--- START ---
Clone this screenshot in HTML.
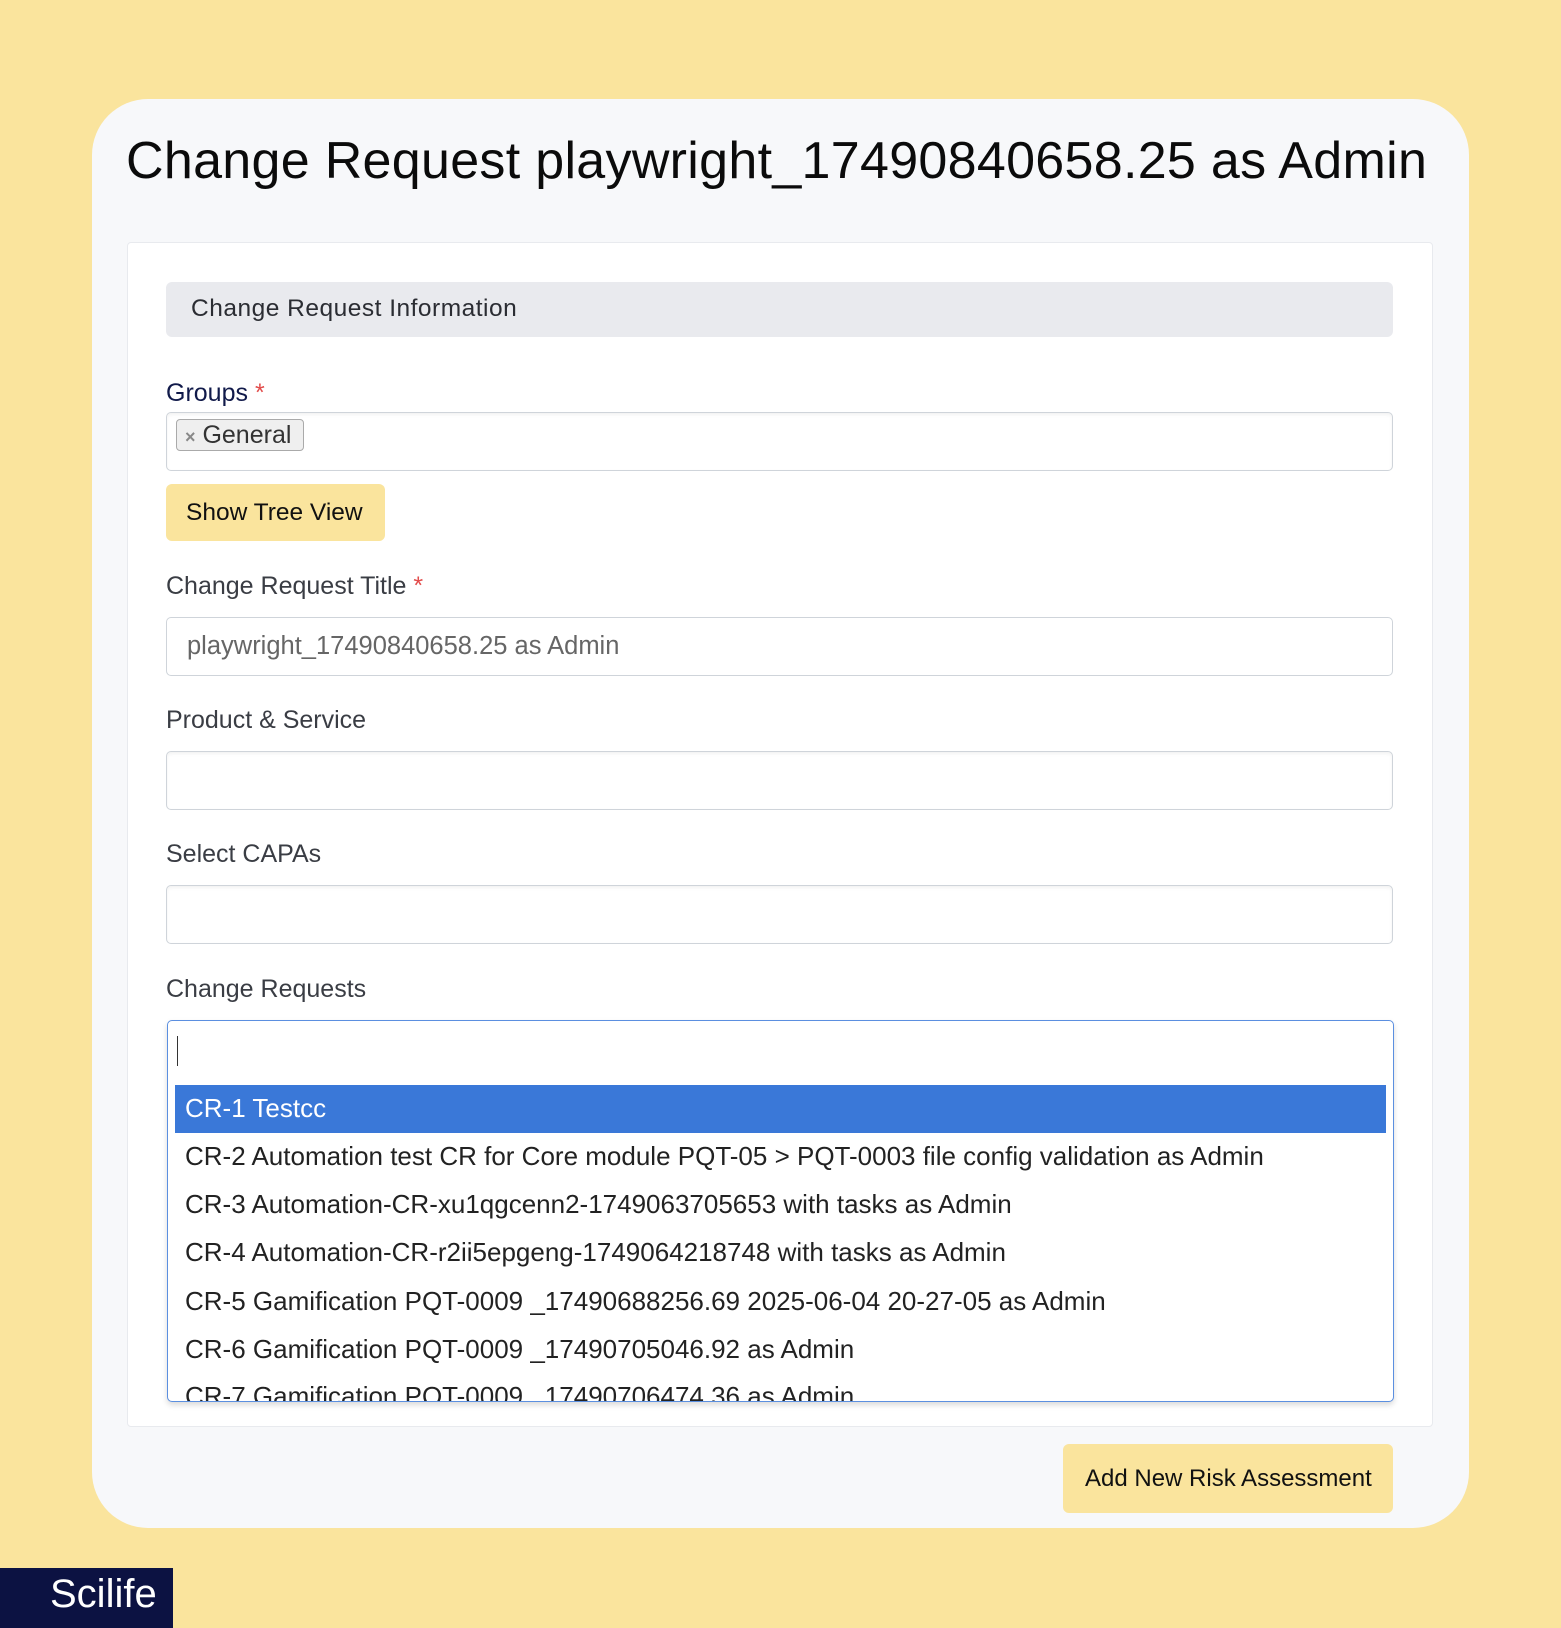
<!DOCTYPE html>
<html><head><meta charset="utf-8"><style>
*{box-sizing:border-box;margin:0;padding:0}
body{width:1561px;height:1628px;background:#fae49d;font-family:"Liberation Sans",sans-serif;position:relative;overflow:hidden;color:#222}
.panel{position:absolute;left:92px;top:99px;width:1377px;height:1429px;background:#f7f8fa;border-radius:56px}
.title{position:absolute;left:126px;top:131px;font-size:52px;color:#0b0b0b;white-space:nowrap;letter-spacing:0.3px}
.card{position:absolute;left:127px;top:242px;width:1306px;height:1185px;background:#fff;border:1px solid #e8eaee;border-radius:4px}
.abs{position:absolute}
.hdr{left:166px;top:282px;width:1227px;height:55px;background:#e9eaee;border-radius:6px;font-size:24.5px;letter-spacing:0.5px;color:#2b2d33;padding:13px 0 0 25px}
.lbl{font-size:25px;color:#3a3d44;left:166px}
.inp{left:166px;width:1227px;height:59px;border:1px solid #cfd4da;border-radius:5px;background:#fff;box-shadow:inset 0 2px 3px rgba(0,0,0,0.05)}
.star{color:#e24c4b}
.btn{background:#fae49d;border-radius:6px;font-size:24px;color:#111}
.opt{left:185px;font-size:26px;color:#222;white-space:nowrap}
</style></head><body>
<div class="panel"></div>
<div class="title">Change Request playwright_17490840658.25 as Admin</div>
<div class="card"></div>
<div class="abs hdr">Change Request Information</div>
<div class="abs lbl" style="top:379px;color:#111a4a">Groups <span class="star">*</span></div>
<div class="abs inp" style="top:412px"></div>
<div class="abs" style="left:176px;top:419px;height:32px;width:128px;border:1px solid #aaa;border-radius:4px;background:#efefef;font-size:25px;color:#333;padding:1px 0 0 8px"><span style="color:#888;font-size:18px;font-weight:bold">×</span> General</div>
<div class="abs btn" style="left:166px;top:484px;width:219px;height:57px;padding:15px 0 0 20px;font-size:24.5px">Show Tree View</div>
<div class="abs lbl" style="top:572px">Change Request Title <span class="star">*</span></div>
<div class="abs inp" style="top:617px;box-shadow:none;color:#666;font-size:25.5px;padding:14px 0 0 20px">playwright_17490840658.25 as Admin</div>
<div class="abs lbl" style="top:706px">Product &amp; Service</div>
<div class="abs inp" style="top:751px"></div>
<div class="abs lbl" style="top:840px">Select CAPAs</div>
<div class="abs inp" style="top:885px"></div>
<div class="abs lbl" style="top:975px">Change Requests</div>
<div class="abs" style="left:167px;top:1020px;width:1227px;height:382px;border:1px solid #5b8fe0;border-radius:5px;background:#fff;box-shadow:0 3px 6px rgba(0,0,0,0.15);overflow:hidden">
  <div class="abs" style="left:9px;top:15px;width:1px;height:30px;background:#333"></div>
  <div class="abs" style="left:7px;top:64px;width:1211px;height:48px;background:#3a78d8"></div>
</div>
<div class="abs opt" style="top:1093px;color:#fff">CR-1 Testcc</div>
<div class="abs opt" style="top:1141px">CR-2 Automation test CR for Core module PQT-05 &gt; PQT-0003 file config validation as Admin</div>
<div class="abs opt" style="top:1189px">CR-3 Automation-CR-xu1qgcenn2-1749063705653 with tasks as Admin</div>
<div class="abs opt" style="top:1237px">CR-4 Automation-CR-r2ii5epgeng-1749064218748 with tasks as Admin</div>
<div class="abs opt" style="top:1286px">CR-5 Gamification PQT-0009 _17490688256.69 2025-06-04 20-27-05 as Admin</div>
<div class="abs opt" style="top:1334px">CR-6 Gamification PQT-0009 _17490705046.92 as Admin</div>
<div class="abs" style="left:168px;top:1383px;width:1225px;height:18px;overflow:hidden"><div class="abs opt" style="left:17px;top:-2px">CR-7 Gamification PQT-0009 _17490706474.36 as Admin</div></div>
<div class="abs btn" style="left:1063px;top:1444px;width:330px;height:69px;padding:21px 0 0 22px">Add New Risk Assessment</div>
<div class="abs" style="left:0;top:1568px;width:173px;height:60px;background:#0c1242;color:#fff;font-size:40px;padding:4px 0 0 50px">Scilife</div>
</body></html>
--- END ---
__OBJECTIVE__.
Every line above should be repeated exactly; pictures stay out of the copy.

__RIGHT ANSWER__.
Clone this screenshot in HTML.
<!DOCTYPE html>
<html><head><meta charset="utf-8"><style>
*{box-sizing:border-box;margin:0;padding:0}
body{width:1561px;height:1628px;background:#fae49d;font-family:"Liberation Sans",sans-serif;position:relative;overflow:hidden;color:#222}
.panel{position:absolute;left:92px;top:99px;width:1377px;height:1429px;background:#f7f8fa;border-radius:56px}
.title{position:absolute;left:126px;top:131px;font-size:52px;color:#0b0b0b;white-space:nowrap;letter-spacing:0.3px}
.card{position:absolute;left:127px;top:242px;width:1306px;height:1185px;background:#fff;border:1px solid #e8eaee;border-radius:4px}
.abs{position:absolute}
.hdr{left:166px;top:282px;width:1227px;height:55px;background:#e9eaee;border-radius:6px;font-size:24.5px;letter-spacing:0.5px;color:#2b2d33;padding:13px 0 0 25px}
.lbl{font-size:25px;color:#3a3d44;left:166px}
.inp{left:166px;width:1227px;height:59px;border:1px solid #cfd4da;border-radius:5px;background:#fff;box-shadow:inset 0 2px 3px rgba(0,0,0,0.05)}
.star{color:#e24c4b}
.btn{background:#fae49d;border-radius:6px;font-size:24px;color:#111}
.opt{left:185px;font-size:26px;color:#222;white-space:nowrap}
</style></head><body>
<div class="panel"></div>
<div class="title">Change Request playwright_17490840658.25 as Admin</div>
<div class="card"></div>
<div class="abs hdr">Change Request Information</div>
<div class="abs lbl" style="top:379px;color:#111a4a">Groups <span class="star">*</span></div>
<div class="abs inp" style="top:412px"></div>
<div class="abs" style="left:176px;top:419px;height:32px;width:128px;border:1px solid #aaa;border-radius:4px;background:#efefef;font-size:25px;color:#333;padding:1px 0 0 8px"><span style="color:#888;font-size:18px;font-weight:bold">×</span> General</div>
<div class="abs btn" style="left:166px;top:484px;width:219px;height:57px;padding:15px 0 0 20px;font-size:24.5px">Show Tree View</div>
<div class="abs lbl" style="top:572px">Change Request Title <span class="star">*</span></div>
<div class="abs inp" style="top:617px;box-shadow:none;color:#666;font-size:25.5px;padding:14px 0 0 20px">playwright_17490840658.25 as Admin</div>
<div class="abs lbl" style="top:706px">Product &amp; Service</div>
<div class="abs inp" style="top:751px"></div>
<div class="abs lbl" style="top:840px">Select CAPAs</div>
<div class="abs inp" style="top:885px"></div>
<div class="abs lbl" style="top:975px">Change Requests</div>
<div class="abs" style="left:167px;top:1020px;width:1227px;height:382px;border:1px solid #5b8fe0;border-radius:5px;background:#fff;box-shadow:0 3px 6px rgba(0,0,0,0.15);overflow:hidden">
  <div class="abs" style="left:9px;top:15px;width:1px;height:30px;background:#333"></div>
  <div class="abs" style="left:7px;top:64px;width:1211px;height:48px;background:#3a78d8"></div>
</div>
<div class="abs opt" style="top:1093px;color:#fff">CR-1 Testcc</div>
<div class="abs opt" style="top:1141px">CR-2 Automation test CR for Core module PQT-05 &gt; PQT-0003 file config validation as Admin</div>
<div class="abs opt" style="top:1189px">CR-3 Automation-CR-xu1qgcenn2-1749063705653 with tasks as Admin</div>
<div class="abs opt" style="top:1237px">CR-4 Automation-CR-r2ii5epgeng-1749064218748 with tasks as Admin</div>
<div class="abs opt" style="top:1286px">CR-5 Gamification PQT-0009 _17490688256.69 2025-06-04 20-27-05 as Admin</div>
<div class="abs opt" style="top:1334px">CR-6 Gamification PQT-0009 _17490705046.92 as Admin</div>
<div class="abs" style="left:168px;top:1383px;width:1225px;height:18px;overflow:hidden"><div class="abs opt" style="left:17px;top:-2px">CR-7 Gamification PQT-0009 _17490706474.36 as Admin</div></div>
<div class="abs btn" style="left:1063px;top:1444px;width:330px;height:69px;padding:21px 0 0 22px">Add New Risk Assessment</div>
<div class="abs" style="left:0;top:1568px;width:173px;height:60px;background:#0c1242;color:#fff;font-size:40px;padding:4px 0 0 50px">Scilife</div>
</body></html>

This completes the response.